Sympatycy J. Bidena domagają się przeliczenia wszystkich głosów w Pensylwanii. D. Trump zapowiada batalię przed Sądem Najwyższym

Setki sympatyków Joe Bidena demonstrowało w Filadelfii, domagając się zliczenia wszystkich głosów. W Pensylwanii, w której leży Filadelfia, przepisy pozwalają na uwzględnienie głosów, które zostaną dostarczone przez pocztę do piątku (6.11), czyli trzy dni po oficjalnym terminie wyborów.

Prezydent USA Donald Trump zapowiedział, że sprawę Pensylwanii skieruje do Sądu Najwyższego. Do tej pory sztab kandydata Republikanów złożył już pozwy o wstrzymanie liczenia głosów w trzech innych stanach.

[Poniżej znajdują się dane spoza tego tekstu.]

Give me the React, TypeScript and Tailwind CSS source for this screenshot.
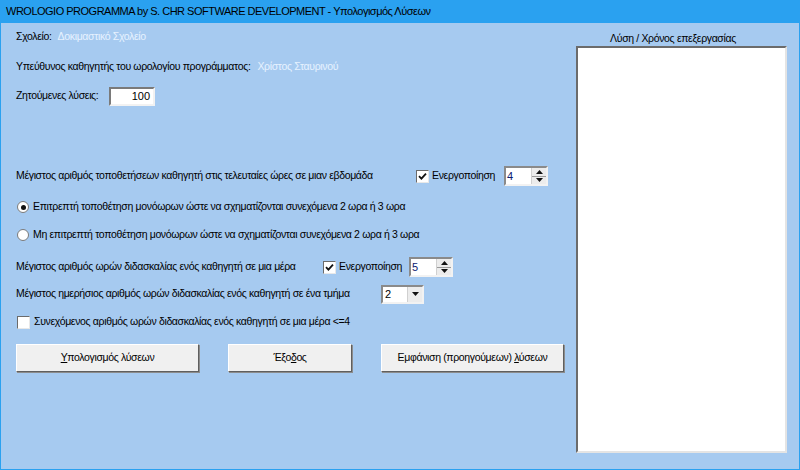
import React from 'react'

const font = { fontFamily: '"Liberation Sans", "DejaVu Sans", sans-serif' }

function CheckBox({ checked }: { checked?: boolean }) {
  return (
    <div className="w-[13px] h-[13px] bg-white border border-t-[#6b6b6b] border-l-[#6b6b6b] border-b-[#e8e8e8] border-r-[#e8e8e8] flex items-center justify-center shrink-0">
      {checked && (
        <svg width="9" height="9" viewBox="0 0 9 9">
          <path d="M1 4.2 L3.4 6.6 L8 1.6" stroke="#111" strokeWidth="1.8" fill="none" />
        </svg>
      )}
    </div>
  )
}

function Radio({ checked }: { checked?: boolean }) {
  return (
    <div className="w-[12px] h-[12px] rounded-full bg-white border border-[#7a7a7a] flex items-center justify-center shrink-0">
      {checked && <div className="w-[5px] h-[5px] rounded-full bg-[#111]" />}
    </div>
  )
}

function Spinner({ value }: { value: string }) {
  return (
    <div className="w-[44px] h-[20px] bg-white border-2 border-t-[#8a8a8a] border-l-[#8a8a8a] border-b-[#f2f2f2] border-r-[#f2f2f2] flex shrink-0">
      <div className="flex-1 pl-[1px] text-[11px] leading-[16px] tracking-normal text-[#0b1a70]">{value}</div>
      <div className="w-[15px] flex flex-col bg-[#ececec] border-l border-[#d0d0d0]">
        <div className="flex-1 flex items-center justify-center border-b border-[#9a9a9a]">
          <svg width="7" height="4" viewBox="0 0 7 4"><path d="M0 4 L3.5 0 L7 4 Z" fill="#111" /></svg>
        </div>
        <div className="flex-1 flex items-center justify-center">
          <svg width="7" height="4" viewBox="0 0 7 4"><path d="M0 0 L3.5 4 L7 0 Z" fill="#111" /></svg>
        </div>
      </div>
    </div>
  )
}

function Dropdown({ value }: { value: string }) {
  return (
    <div className="w-[43px] h-[19px] bg-white border-2 border-t-[#8a8a8a] border-l-[#8a8a8a] border-b-[#f2f2f2] border-r-[#f2f2f2] flex shrink-0">
      <div className="flex-1 pl-[2px] text-[11px] leading-[15px] tracking-normal text-black">{value}</div>
      <div className="w-[15px] bg-[#ececec] border-l border-[#d0d0d0] flex items-center justify-center">
        <svg width="7" height="4" viewBox="0 0 7 4"><path d="M0 0 L3.5 4 L7 0 Z" fill="#111" /></svg>
      </div>
    </div>
  )
}

function Button({ width, children }: { width: string; children: React.ReactNode }) {
  return (
    <div
      className={`${width} h-[28px] bg-[#f0f0f0] border border-t-white border-l-white border-b-[#5f5f5f] border-r-[#5f5f5f] shadow-[1px_1px_0_#8c8c8c] flex items-center justify-center text-black`}
    >
      {children}
    </div>
  )
}

export default function App() {
  return (
    <div className="w-[800px] h-[470px] flex flex-col text-[10.5px] tracking-[-0.35px] text-black" style={font}>
      {/* Title bar */}
      <div className="h-[23px] bg-[#2aa1f0] flex items-center px-[6px] text-[11px] tracking-[-0.5px]">
        WROLOGIO PROGRAMMA by S. CHR SOFTWARE DEVELOPMENT - Υπολογισμός Λύσεων
      </div>

      <div className="flex-1 bg-[#a6caf0] border-x border-b border-[#2aa1f0] flex">
        {/* Left side */}
        <div className="w-[575px] pl-[15px] pt-[4px] flex flex-col">
          <div className="h-[20px] flex items-center">
            <span>Σχολείο:</span>
            <span className="ml-[6px] text-[#e6f2ff]">Δοκιμαστικό Σχολείο</span>
          </div>
          <div className="h-[20px] mt-[10px] flex items-center">
            <span>Υπεύθυνος καθηγητής του ωρολογίου προγράμματος:</span>
            <span className="ml-[7px] text-[#e6f2ff]">Χρίστος Σταυρινού</span>
          </div>
          <div className="h-[20px] mt-[9px] flex items-center">
            <span className="w-[93px]">Ζητούμενες λύσεις:</span>
            <div className="w-[46px] h-[19px] bg-white border-2 border-t-[#7a7a7a] border-l-[#7a7a7a] border-b-[#f2f2f2] border-r-[#f2f2f2] text-right pr-[3px] text-[11px] tracking-normal leading-[15px]">
              100
            </div>
          </div>

          <div className="h-[20px] mt-[60px] flex items-center">
            <span className="w-[400px]">Μέγιστος αριθμός τοποθετήσεων καθηγητή στις τελευταίες ώρες σε μιαν εβδομάδα</span>
            <div className="w-[88px] flex items-center gap-[3px]">
              <CheckBox checked />
              <span>Ενεργοποίηση</span>
            </div>
            <Spinner value="4" />
          </div>

          <div className="h-[20px] mt-[11px] flex items-center gap-[4px] pl-[1px]">
            <Radio checked />
            <span>Επιτρεπτή τοποθέτηση μονόωρων ώστε να σχηματίζονται συνεχόμενα 2 ωρα ή 3 ωρα</span>
          </div>
          <div className="h-[20px] mt-[8px] flex items-center gap-[4px] pl-[1px]">
            <Radio />
            <span>Μη επιτρεπτή τοποθέτηση μονόωρων ώστε να σχηματίζονται συνεχόμενα 2 ωρα ή 3 ωρα</span>
          </div>

          <div className="h-[20px] mt-[12px] flex items-center">
            <span className="w-[307px]">Μέγιστος αριθμός ωρών διδασκαλίας ενός καθηγητή σε μια μέρα</span>
            <div className="w-[86px] flex items-center gap-[3px]">
              <CheckBox checked />
              <span>Ενεργοποίηση</span>
            </div>
            <Spinner value="5" />
          </div>

          <div className="h-[20px] mt-[7px] flex items-center">
            <span className="w-[365px]">Μέγιστος ημερήσιος αριθμός ωρών διδασκαλίας ενός καθηγητή σε ένα τμήμα</span>
            <Dropdown value="2" />
          </div>

          <div className="h-[20px] mt-[8px] flex items-center gap-[4px] pl-[1px]">
            <CheckBox />
            <span>Συνεχόμενος αριθμός ωρών διδασκαλίας ενός καθηγητή σε μια μέρα &lt;=4</span>
          </div>

          <div className="mt-[12px] flex gap-[29px]">
            <Button width="w-[183px]">
              <span><span className="underline">Υ</span>πολογισμός λύσεων</span>
            </Button>
            <Button width="w-[124px]">
              <span>Έξο<span className="underline">δ</span>ος</span>
            </Button>
            <Button width="w-[183px]">
              <span>Εμφάνιση (προηγούμεων) <span className="underline">λ</span>ύσεων</span>
            </Button>
          </div>
        </div>

        {/* Right side */}
        <div className="w-[211px] pt-[7px] flex flex-col">
          <div className="h-[16px] leading-[16px] text-center pr-[17px]">Λύση / Χρόνος επεξεργασίας</div>
          <div className="h-[407px] bg-white border-2 border-t-[#6b6b6b] border-l-[#6b6b6b] border-b-[#e4e4e4] border-r-[#e4e4e4]" />
        </div>
      </div>
    </div>
  )
}
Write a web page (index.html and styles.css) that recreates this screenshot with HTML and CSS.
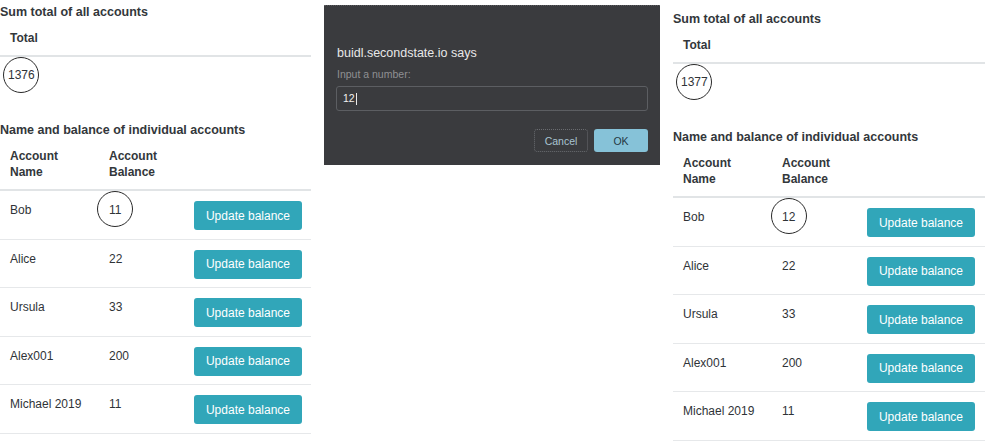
FILE: index.html
```html
<!DOCTYPE html>
<html>
<head>
<meta charset="utf-8">
<link rel="stylesheet" href="styles.css">
</head>
<body>
<div class="page">
  <section class="panel">
    <h2 class="title">Sum total of all accounts</h2>
    <table class="tbl total-tbl">
      <thead><tr><th>Total</th></tr></thead>
      <tbody><tr><td><span class="circled">1376</span></td></tr></tbody>
    </table>
    <h2 class="title second">Name and balance of individual accounts</h2>
    <table class="tbl acc-tbl">
      <thead><tr><th class="c-name">Account<br>Name</th><th class="c-bal">Account<br>Balance</th><th></th></tr></thead>
      <tbody>
        <tr><td>Bob</td><td><span class="circled">11</span></td><td class="c-btn"><button class="btn">Update balance</button></td></tr>
        <tr><td>Alice</td><td>22</td><td class="c-btn"><button class="btn">Update balance</button></td></tr>
        <tr><td>Ursula</td><td>33</td><td class="c-btn"><button class="btn">Update balance</button></td></tr>
        <tr><td>Alex001</td><td>200</td><td class="c-btn"><button class="btn">Update balance</button></td></tr>
        <tr><td>Michael 2019</td><td>11</td><td class="c-btn"><button class="btn">Update balance</button></td></tr>
      </tbody>
    </table>
  </section>

  <div class="dialog">
    <div class="d-title">buidl.secondstate.io says</div>
    <div class="d-label">Input a number:</div>
    <div class="d-input">12<span class="caret"></span></div>
    <div class="d-actions">
      <button class="d-btn cancel">Cancel</button>
      <button class="d-btn ok">OK</button>
    </div>
  </div>

  <section class="panel right">
    <h2 class="title">Sum total of all accounts</h2>
    <table class="tbl total-tbl">
      <thead><tr><th>Total</th></tr></thead>
      <tbody><tr><td><span class="circled">1377</span></td></tr></tbody>
    </table>
    <h2 class="title second">Name and balance of individual accounts</h2>
    <table class="tbl acc-tbl">
      <thead><tr><th class="c-name">Account<br>Name</th><th class="c-bal">Account<br>Balance</th><th></th></tr></thead>
      <tbody>
        <tr><td>Bob</td><td><span class="circled">12</span></td><td class="c-btn"><button class="btn">Update balance</button></td></tr>
        <tr><td>Alice</td><td>22</td><td class="c-btn"><button class="btn">Update balance</button></td></tr>
        <tr><td>Ursula</td><td>33</td><td class="c-btn"><button class="btn">Update balance</button></td></tr>
        <tr><td>Alex001</td><td>200</td><td class="c-btn"><button class="btn">Update balance</button></td></tr>
        <tr><td>Michael 2019</td><td>11</td><td class="c-btn"><button class="btn">Update balance</button></td></tr>
      </tbody>
    </table>
  </section>
</div>
</body>
</html>
```

FILE: styles.css
```css
* { box-sizing: border-box; }
html, body { margin: 0; padding: 0; background: #fff; }
body {
  font-family: "Liberation Sans", Arial, sans-serif;
  color: #2f3337;
  font-size: 12px;
  width: 1000px;
  height: 441px;
  overflow: hidden;
}
.page {
  display: flex;
  align-items: flex-start;
  gap: 13px;
}
.panel {
  width: 311px;
  flex: none;
  padding-top: 3px;
}
.panel.right {
  width: 312px;
  margin-top: 7px;
}
.title {
  margin: 0;
  font-size: 12.5px;
  line-height: 18px;
  font-weight: bold;
  color: #33373b;
}
.title.second {
  margin-top: 27px;
}
.tbl {
  width: 100%;
  border-collapse: collapse;
}
.tbl th {
  text-align: left;
  font-weight: bold;
  font-size: 12px;
  color: #33373b;
  vertical-align: bottom;
  border-bottom: 2px solid #e1e4e6;
}
.total-tbl th {
  padding: 8px 10px 8px;
  line-height: 18px;
}
.total-tbl td {
  padding: 9px 8px 10px;
  line-height: 18px;
}
.acc-tbl th {
  padding: 9px 10px 9px;
  line-height: 16px;
}
.acc-tbl td {
  padding: 10px 10px 8.5px;
  line-height: 18px;
  vertical-align: top;
  border-bottom: 1px solid #e6e8ea;
}
.acc-tbl .c-name { width: 99px; }
.acc-tbl .c-bal { width: 85px; }
.acc-tbl td.c-btn { padding-right: 9px; }
.btn {
  display: block;
  width: 108px;
  height: 29px;
  margin: 0;
  padding: 0;
  border: none;
  border-radius: 3px;
  background: #31a6b9;
  color: #fff;
  font-family: "Liberation Sans", Arial, sans-serif;
  font-size: 12px;
}
.circled {
  position: relative;
  display: inline-block;
}
.circled::after {
  content: "";
  position: absolute;
  left: 50%;
  top: 50%;
  width: 34px;
  height: 34px;
  transform: translate(-50%, -50%);
  border: 1px solid #2a2a2a;
  border-radius: 50%;
}
.acc-tbl .circled::after { margin-top: -1px; }

.dialog {
  flex: none;
  width: 336px;
  height: 160px;
  margin-top: 5px;
  background: #3a3b3e;
  border-top: 1px dotted #5a5b5e;
  padding: 38px 12px 0 13px;
}
.d-title {
  color: #e8e8e8;
  font-size: 12.5px;
  line-height: 18px;
}
.d-label {
  margin-top: 5px;
  color: #8f9093;
  font-size: 10.5px;
  line-height: 14px;
}
.d-input {
  margin-top: 5px;
  margin-left: -1px;
  height: 25px;
  border: 1px solid #5c5e62;
  border-radius: 3px;
  color: #f0f0f0;
  font-size: 10.5px;
  line-height: 23px;
  padding-left: 6px;
  display: flex;
  align-items: center;
}
.caret {
  display: inline-block;
  width: 1px;
  height: 12px;
  margin-left: 1px;
  background: #eaeaea;
}
.d-actions {
  display: flex;
  justify-content: flex-end;
  gap: 6px;
  margin-top: 18px;
}
.d-btn {
  width: 54px;
  height: 23px;
  margin: 0;
  padding: 0;
  border-radius: 3px;
  font-family: "Liberation Sans", Arial, sans-serif;
  font-size: 10.5px;
}
.d-btn.cancel {
  background: transparent;
  border: 1px dotted #6a6c70;
  color: #a9c4d2;
}
.d-btn.ok {
  background: #86c2d8;
  border: none;
  color: #253742;
}
```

Trump po ogłoszeniu wstępnych wyników wyborów ogłosił się ich zwycięzcą. Po przeliczeniu głosów korespondencyjnych, co doprowadziło do zmiany kandydata na prowadzeniu m.in. w Wisconsin i Michigan, sugerował, że doszło do wyborczego oszustwa i zapowiedział walkę w sądach o zmianę wyniku wyborów, ponieważ obecnie sondaże wskazują, że to Joe Biden zdobędzie większą liczbę głosów elektorskich i zostanie prezydentem USA.